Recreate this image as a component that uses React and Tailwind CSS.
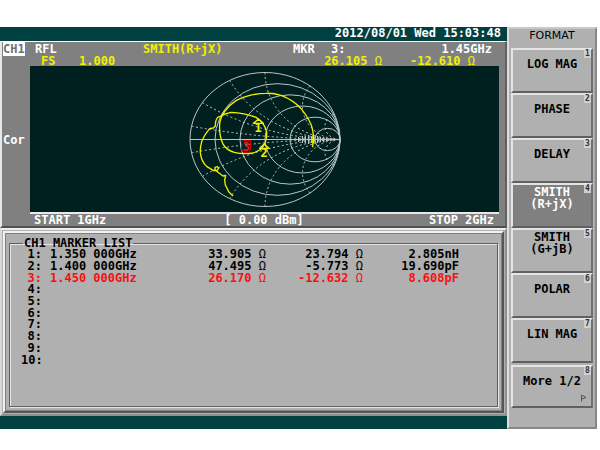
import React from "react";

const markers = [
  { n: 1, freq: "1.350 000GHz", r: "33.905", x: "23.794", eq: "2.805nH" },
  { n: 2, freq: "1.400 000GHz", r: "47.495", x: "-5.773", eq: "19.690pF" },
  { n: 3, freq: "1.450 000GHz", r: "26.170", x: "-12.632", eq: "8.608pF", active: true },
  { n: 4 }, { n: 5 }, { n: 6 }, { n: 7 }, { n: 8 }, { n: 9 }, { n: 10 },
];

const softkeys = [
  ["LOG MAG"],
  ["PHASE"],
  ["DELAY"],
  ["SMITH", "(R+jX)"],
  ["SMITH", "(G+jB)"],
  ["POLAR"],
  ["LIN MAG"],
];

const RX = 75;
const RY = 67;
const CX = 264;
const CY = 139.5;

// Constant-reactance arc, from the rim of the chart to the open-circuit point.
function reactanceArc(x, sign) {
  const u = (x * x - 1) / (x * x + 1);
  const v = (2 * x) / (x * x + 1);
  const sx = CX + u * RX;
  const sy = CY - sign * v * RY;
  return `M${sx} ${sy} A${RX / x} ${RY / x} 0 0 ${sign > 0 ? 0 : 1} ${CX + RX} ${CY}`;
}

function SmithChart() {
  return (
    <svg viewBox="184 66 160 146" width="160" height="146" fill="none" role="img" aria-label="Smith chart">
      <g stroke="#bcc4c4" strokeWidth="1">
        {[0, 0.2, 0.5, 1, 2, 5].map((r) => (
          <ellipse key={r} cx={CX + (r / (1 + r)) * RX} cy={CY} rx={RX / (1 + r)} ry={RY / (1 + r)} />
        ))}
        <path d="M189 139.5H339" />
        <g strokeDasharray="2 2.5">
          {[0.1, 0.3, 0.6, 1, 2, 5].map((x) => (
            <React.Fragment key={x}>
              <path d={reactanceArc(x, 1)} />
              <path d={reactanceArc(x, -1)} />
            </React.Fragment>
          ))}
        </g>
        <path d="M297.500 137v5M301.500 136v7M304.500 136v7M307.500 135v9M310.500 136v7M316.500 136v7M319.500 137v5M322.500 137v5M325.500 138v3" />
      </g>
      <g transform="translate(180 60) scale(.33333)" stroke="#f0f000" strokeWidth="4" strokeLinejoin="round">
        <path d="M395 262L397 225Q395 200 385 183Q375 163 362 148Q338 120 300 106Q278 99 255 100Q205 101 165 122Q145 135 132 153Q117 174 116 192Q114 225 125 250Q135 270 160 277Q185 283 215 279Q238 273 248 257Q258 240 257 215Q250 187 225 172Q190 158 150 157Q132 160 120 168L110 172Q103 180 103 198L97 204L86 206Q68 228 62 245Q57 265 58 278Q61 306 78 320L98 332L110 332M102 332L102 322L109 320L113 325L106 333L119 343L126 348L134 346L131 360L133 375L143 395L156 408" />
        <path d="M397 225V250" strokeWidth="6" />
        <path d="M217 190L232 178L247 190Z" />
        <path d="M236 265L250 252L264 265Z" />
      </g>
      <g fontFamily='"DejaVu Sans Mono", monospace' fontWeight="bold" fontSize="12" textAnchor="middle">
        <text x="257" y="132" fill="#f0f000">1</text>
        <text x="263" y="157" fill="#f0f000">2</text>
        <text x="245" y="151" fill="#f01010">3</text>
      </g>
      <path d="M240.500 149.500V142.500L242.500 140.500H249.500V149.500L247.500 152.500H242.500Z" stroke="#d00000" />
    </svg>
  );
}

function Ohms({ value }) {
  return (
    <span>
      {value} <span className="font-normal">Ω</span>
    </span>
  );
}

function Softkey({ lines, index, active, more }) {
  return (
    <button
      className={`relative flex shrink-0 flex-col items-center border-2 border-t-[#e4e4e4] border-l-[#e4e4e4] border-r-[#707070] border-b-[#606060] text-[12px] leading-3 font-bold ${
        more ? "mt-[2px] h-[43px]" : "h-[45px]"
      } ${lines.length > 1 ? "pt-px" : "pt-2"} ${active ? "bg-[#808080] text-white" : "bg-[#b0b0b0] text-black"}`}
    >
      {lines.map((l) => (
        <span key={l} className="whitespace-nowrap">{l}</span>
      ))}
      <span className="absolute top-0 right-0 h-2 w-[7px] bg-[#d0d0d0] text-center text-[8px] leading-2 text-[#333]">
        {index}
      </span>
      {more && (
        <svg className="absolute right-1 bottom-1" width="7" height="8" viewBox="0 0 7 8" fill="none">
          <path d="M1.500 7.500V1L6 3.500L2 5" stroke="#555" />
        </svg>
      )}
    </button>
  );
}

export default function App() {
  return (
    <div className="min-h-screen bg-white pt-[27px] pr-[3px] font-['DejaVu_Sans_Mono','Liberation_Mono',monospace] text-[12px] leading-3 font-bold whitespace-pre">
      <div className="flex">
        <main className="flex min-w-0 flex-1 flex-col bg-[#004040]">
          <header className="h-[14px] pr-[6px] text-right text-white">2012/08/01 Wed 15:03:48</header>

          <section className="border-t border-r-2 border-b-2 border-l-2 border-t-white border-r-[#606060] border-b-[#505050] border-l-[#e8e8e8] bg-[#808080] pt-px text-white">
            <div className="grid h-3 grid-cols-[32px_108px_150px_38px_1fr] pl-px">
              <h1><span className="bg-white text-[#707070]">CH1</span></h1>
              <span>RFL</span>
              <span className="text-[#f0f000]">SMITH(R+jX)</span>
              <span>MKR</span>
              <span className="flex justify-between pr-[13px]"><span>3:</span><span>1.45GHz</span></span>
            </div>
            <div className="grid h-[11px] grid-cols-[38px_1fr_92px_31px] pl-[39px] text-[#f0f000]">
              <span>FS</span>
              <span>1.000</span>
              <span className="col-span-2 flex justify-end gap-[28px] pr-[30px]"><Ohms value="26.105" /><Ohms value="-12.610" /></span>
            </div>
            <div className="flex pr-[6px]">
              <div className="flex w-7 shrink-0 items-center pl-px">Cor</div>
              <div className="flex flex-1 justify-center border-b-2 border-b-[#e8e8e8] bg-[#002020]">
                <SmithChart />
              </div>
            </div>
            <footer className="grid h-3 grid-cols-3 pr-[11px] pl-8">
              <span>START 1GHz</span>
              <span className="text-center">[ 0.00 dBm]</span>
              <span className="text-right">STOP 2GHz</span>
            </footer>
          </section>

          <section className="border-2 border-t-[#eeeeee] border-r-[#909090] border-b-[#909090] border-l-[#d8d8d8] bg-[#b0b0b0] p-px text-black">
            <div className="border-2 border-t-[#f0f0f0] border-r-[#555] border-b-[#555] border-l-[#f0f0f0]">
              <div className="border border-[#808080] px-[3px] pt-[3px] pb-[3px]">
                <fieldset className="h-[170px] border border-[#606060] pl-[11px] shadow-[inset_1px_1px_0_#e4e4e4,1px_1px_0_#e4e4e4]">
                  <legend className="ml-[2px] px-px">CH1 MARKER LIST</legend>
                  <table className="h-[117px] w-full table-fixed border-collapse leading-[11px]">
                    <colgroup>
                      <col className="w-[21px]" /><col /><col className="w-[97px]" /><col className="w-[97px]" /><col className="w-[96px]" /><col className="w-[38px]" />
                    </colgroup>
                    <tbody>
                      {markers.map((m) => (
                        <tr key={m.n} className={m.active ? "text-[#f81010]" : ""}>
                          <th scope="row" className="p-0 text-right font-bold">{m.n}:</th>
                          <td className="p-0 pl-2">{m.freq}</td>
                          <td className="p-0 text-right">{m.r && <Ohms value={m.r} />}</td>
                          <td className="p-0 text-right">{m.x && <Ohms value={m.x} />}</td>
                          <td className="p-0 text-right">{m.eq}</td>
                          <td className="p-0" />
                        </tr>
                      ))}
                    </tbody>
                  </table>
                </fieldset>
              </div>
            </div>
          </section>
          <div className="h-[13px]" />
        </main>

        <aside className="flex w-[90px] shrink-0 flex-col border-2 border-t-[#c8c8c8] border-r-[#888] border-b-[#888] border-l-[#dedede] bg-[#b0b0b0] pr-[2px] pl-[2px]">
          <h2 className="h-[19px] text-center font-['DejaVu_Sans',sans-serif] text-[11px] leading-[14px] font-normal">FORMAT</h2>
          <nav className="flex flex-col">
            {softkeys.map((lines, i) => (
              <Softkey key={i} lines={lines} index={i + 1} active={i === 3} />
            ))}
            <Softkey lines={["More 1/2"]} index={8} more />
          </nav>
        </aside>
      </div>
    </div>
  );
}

* * *

The exercise - Quote, please, every line of the material above from its start through the line that has "import React from", reproducing the words exactly and dropping any images.

Response -
Recreate this image as a component that uses React and Tailwind CSS.
import React from "react";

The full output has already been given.